If truth be told, when I first saw the reindeer ‘chips,’ I started to wonder if the Finns were chewing on Rudolph’s antlers for morning tea??? Feeling slightly bilious at that thought, I opted for a tin of reindeer pâté instead. But then I thought of home. And how I would explain a tin of reindeer/bear meat to Customs officials? I mean, Customs officers in Australia, take CITES and moreover, bio-security, very seriously: just ask Johnny Depp and Amber – if you haven’t – Heard. (apologies – bad pun!!). Thus, I ended up buying neither….. window shopping was the mantra at this store.
I digress. We were discussing Helsinki, itself, weren’t we?
If you do want to try any of the aforementioned foods of Helsinki, the place to go is definitely the covered and historic Market Hall, located right on the main square, adjacent to Helsinki’s harbor.
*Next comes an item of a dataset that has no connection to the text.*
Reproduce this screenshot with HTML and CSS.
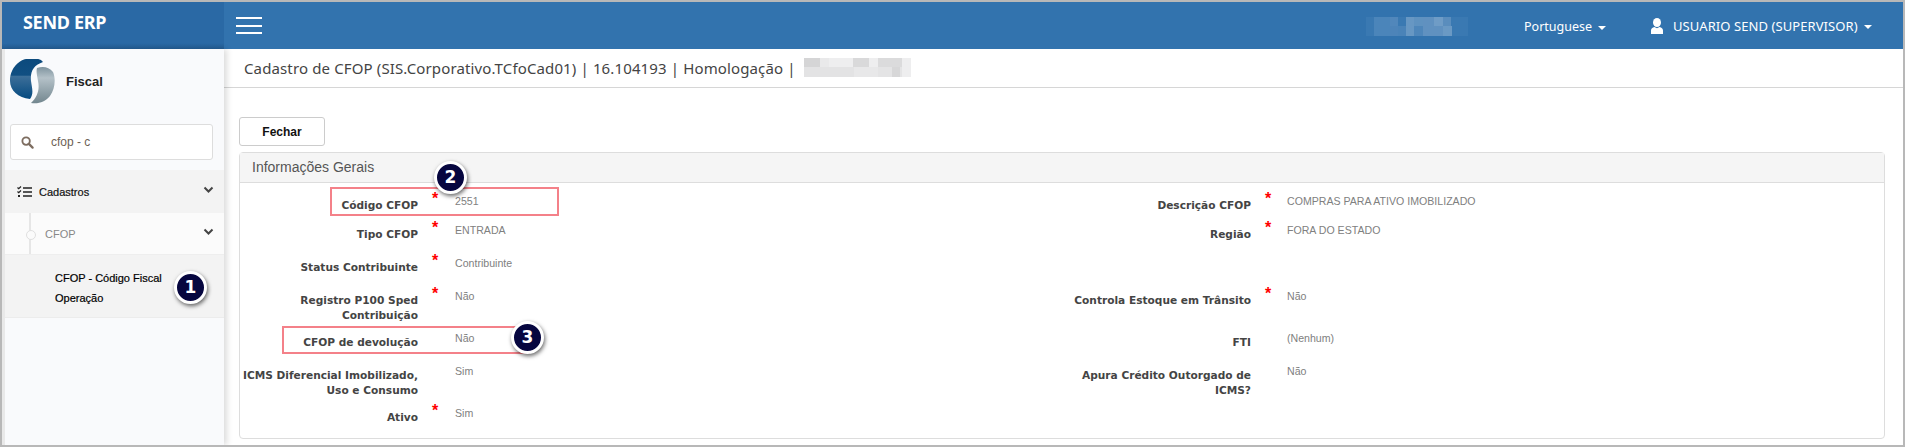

It’s usually crammed full with locals, but is truly the best ‘old world-foodie’- style atmosphere, you can find in the 21st century and the food is good, seriously good.
From 8 am, visitors cram like sardines, into the deli stalls, micro-cafes, butchers, bakers and candlestick makers, (well: gourmet soap and candle stalls), for candles, seafood or cheese supplies or, they do as I did, they just hang out there for a delicious lunch.
Outdoors, I found more food and craft markets on the harbor square, selling both hot and cold foods, fruit and vegetables, fresh berries to die for and a variety of furs and traditional handicrafts of the kind that seem to fascinate cruise ship tourists, but few others!
Once I’d filled up on Finnish food, I decided to work off the extra calories with a stroll uptown, through both the Helsinki Botanic and Observatory gardens. In early summer, the gardens are lined with the omnipresent Birch trees.
That made me muse romantically that their delicate branches hang like the braided locks of a long-haired girl, lazily swaying in the cool breeze. I was also besotted with the tulips naturally peppering the garden verges and bare spots in the grass, almost like weeds, whilst the local squirrel population delighted me with their frivolous antics in the lower treetops.